◆ Short task ◆
Copy out all the records exactly.

◆ Stored items ◆
────────────────────
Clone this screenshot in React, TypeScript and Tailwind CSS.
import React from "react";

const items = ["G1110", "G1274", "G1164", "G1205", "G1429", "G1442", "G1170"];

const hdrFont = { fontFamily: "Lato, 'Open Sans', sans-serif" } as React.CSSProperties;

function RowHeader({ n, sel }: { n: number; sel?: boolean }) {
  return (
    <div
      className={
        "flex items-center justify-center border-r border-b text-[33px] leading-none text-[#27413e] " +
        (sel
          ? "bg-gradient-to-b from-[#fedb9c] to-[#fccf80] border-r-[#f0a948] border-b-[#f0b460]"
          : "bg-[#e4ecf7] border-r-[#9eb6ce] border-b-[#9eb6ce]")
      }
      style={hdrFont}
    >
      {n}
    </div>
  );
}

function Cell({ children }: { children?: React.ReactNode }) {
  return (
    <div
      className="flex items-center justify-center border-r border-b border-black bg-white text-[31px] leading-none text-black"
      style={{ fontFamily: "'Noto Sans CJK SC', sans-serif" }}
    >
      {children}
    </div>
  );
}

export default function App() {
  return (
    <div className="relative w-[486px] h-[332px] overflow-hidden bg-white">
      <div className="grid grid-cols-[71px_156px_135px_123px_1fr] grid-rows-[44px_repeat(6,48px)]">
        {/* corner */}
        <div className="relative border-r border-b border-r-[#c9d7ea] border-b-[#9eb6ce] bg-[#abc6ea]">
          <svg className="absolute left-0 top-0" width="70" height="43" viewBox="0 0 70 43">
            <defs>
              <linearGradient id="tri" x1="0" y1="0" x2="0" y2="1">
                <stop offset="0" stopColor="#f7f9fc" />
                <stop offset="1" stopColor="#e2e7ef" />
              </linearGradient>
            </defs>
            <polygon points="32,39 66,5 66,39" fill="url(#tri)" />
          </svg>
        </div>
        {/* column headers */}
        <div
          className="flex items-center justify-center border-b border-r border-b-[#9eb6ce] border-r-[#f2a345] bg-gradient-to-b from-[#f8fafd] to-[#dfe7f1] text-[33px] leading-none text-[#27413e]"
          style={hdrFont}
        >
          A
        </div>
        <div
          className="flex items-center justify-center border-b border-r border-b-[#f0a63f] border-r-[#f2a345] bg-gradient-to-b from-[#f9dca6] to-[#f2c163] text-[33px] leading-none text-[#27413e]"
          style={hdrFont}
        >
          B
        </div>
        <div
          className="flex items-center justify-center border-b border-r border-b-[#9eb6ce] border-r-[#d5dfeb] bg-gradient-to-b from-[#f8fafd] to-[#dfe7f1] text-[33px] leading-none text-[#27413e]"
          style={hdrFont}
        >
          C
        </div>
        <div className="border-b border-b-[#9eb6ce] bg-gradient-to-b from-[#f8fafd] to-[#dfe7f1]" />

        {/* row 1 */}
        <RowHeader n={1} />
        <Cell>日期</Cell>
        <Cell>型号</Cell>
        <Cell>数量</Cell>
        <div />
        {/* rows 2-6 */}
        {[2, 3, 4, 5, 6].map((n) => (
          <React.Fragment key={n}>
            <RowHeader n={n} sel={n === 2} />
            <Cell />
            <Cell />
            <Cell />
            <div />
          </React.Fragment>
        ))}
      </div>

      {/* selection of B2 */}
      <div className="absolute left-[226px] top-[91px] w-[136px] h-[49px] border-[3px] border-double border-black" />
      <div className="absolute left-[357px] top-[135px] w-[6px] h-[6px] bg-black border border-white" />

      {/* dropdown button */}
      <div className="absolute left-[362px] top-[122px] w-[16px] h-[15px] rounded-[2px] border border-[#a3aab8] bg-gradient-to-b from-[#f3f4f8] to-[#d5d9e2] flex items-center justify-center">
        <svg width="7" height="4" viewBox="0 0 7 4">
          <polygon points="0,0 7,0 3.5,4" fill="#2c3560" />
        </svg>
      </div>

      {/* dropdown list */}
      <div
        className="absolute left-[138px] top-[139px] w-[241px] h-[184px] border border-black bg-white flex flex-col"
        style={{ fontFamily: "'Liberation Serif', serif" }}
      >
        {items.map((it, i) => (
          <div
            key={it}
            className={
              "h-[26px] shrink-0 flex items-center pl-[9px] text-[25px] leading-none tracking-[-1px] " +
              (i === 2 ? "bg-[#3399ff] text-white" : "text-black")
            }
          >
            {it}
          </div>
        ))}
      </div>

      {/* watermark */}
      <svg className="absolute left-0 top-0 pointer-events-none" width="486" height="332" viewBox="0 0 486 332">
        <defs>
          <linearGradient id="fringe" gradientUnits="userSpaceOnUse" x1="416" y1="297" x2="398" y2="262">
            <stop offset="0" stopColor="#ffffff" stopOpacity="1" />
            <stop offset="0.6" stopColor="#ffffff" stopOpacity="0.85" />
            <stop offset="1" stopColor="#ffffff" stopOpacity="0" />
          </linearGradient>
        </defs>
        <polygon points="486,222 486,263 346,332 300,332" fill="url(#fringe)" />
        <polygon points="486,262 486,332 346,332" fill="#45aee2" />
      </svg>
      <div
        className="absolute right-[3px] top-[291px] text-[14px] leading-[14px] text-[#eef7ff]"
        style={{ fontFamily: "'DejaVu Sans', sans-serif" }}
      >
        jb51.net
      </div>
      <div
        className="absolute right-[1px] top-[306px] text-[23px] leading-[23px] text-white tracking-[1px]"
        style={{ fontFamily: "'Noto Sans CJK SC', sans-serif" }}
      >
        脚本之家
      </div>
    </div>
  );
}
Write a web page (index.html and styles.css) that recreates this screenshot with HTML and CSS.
────────────────────
◆ Result below ◆
Clone this screenshot in React, TypeScript and Tailwind CSS.
import React from "react";

const items = ["G1110", "G1274", "G1164", "G1205", "G1429", "G1442", "G1170"];

const hdrFont = { fontFamily: "Lato, 'Open Sans', sans-serif" } as React.CSSProperties;

function RowHeader({ n, sel }: { n: number; sel?: boolean }) {
  return (
    <div
      className={
        "flex items-center justify-center border-r border-b text-[33px] leading-none text-[#27413e] " +
        (sel
          ? "bg-gradient-to-b from-[#fedb9c] to-[#fccf80] border-r-[#f0a948] border-b-[#f0b460]"
          : "bg-[#e4ecf7] border-r-[#9eb6ce] border-b-[#9eb6ce]")
      }
      style={hdrFont}
    >
      {n}
    </div>
  );
}

function Cell({ children }: { children?: React.ReactNode }) {
  return (
    <div
      className="flex items-center justify-center border-r border-b border-black bg-white text-[31px] leading-none text-black"
      style={{ fontFamily: "'Noto Sans CJK SC', sans-serif" }}
    >
      {children}
    </div>
  );
}

export default function App() {
  return (
    <div className="relative w-[486px] h-[332px] overflow-hidden bg-white">
      <div className="grid grid-cols-[71px_156px_135px_123px_1fr] grid-rows-[44px_repeat(6,48px)]">
        {/* corner */}
        <div className="relative border-r border-b border-r-[#c9d7ea] border-b-[#9eb6ce] bg-[#abc6ea]">
          <svg className="absolute left-0 top-0" width="70" height="43" viewBox="0 0 70 43">
            <defs>
              <linearGradient id="tri" x1="0" y1="0" x2="0" y2="1">
                <stop offset="0" stopColor="#f7f9fc" />
                <stop offset="1" stopColor="#e2e7ef" />
              </linearGradient>
            </defs>
            <polygon points="32,39 66,5 66,39" fill="url(#tri)" />
          </svg>
        </div>
        {/* column headers */}
        <div
          className="flex items-center justify-center border-b border-r border-b-[#9eb6ce] border-r-[#f2a345] bg-gradient-to-b from-[#f8fafd] to-[#dfe7f1] text-[33px] leading-none text-[#27413e]"
          style={hdrFont}
        >
          A
        </div>
        <div
          className="flex items-center justify-center border-b border-r border-b-[#f0a63f] border-r-[#f2a345] bg-gradient-to-b from-[#f9dca6] to-[#f2c163] text-[33px] leading-none text-[#27413e]"
          style={hdrFont}
        >
          B
        </div>
        <div
          className="flex items-center justify-center border-b border-r border-b-[#9eb6ce] border-r-[#d5dfeb] bg-gradient-to-b from-[#f8fafd] to-[#dfe7f1] text-[33px] leading-none text-[#27413e]"
          style={hdrFont}
        >
          C
        </div>
        <div className="border-b border-b-[#9eb6ce] bg-gradient-to-b from-[#f8fafd] to-[#dfe7f1]" />

        {/* row 1 */}
        <RowHeader n={1} />
        <Cell>日期</Cell>
        <Cell>型号</Cell>
        <Cell>数量</Cell>
        <div />
        {/* rows 2-6 */}
        {[2, 3, 4, 5, 6].map((n) => (
          <React.Fragment key={n}>
            <RowHeader n={n} sel={n === 2} />
            <Cell />
            <Cell />
            <Cell />
            <div />
          </React.Fragment>
        ))}
      </div>

      {/* selection of B2 */}
      <div className="absolute left-[226px] top-[91px] w-[136px] h-[49px] border-[3px] border-double border-black" />
      <div className="absolute left-[357px] top-[135px] w-[6px] h-[6px] bg-black border border-white" />

      {/* dropdown button */}
      <div className="absolute left-[362px] top-[122px] w-[16px] h-[15px] rounded-[2px] border border-[#a3aab8] bg-gradient-to-b from-[#f3f4f8] to-[#d5d9e2] flex items-center justify-center">
        <svg width="7" height="4" viewBox="0 0 7 4">
          <polygon points="0,0 7,0 3.5,4" fill="#2c3560" />
        </svg>
      </div>

      {/* dropdown list */}
      <div
        className="absolute left-[138px] top-[139px] w-[241px] h-[184px] border border-black bg-white flex flex-col"
        style={{ fontFamily: "'Liberation Serif', serif" }}
      >
        {items.map((it, i) => (
          <div
            key={it}
            className={
              "h-[26px] shrink-0 flex items-center pl-[9px] text-[25px] leading-none tracking-[-1px] " +
              (i === 2 ? "bg-[#3399ff] text-white" : "text-black")
            }
          >
            {it}
          </div>
        ))}
      </div>

      {/* watermark */}
      <svg className="absolute left-0 top-0 pointer-events-none" width="486" height="332" viewBox="0 0 486 332">
        <defs>
          <linearGradient id="fringe" gradientUnits="userSpaceOnUse" x1="416" y1="297" x2="398" y2="262">
            <stop offset="0" stopColor="#ffffff" stopOpacity="1" />
            <stop offset="0.6" stopColor="#ffffff" stopOpacity="0.85" />
            <stop offset="1" stopColor="#ffffff" stopOpacity="0" />
          </linearGradient>
        </defs>
        <polygon points="486,222 486,263 346,332 300,332" fill="url(#fringe)" />
        <polygon points="486,262 486,332 346,332" fill="#45aee2" />
      </svg>
      <div
        className="absolute right-[3px] top-[291px] text-[14px] leading-[14px] text-[#eef7ff]"
        style={{ fontFamily: "'DejaVu Sans', sans-serif" }}
      >
        jb51.net
      </div>
      <div
        className="absolute right-[1px] top-[306px] text-[23px] leading-[23px] text-white tracking-[1px]"
        style={{ fontFamily: "'Noto Sans CJK SC', sans-serif" }}
      >
        脚本之家
      </div>
    </div>
  );
}
Write a web page (index.html and styles.css) that recreates this screenshot with HTML and CSS.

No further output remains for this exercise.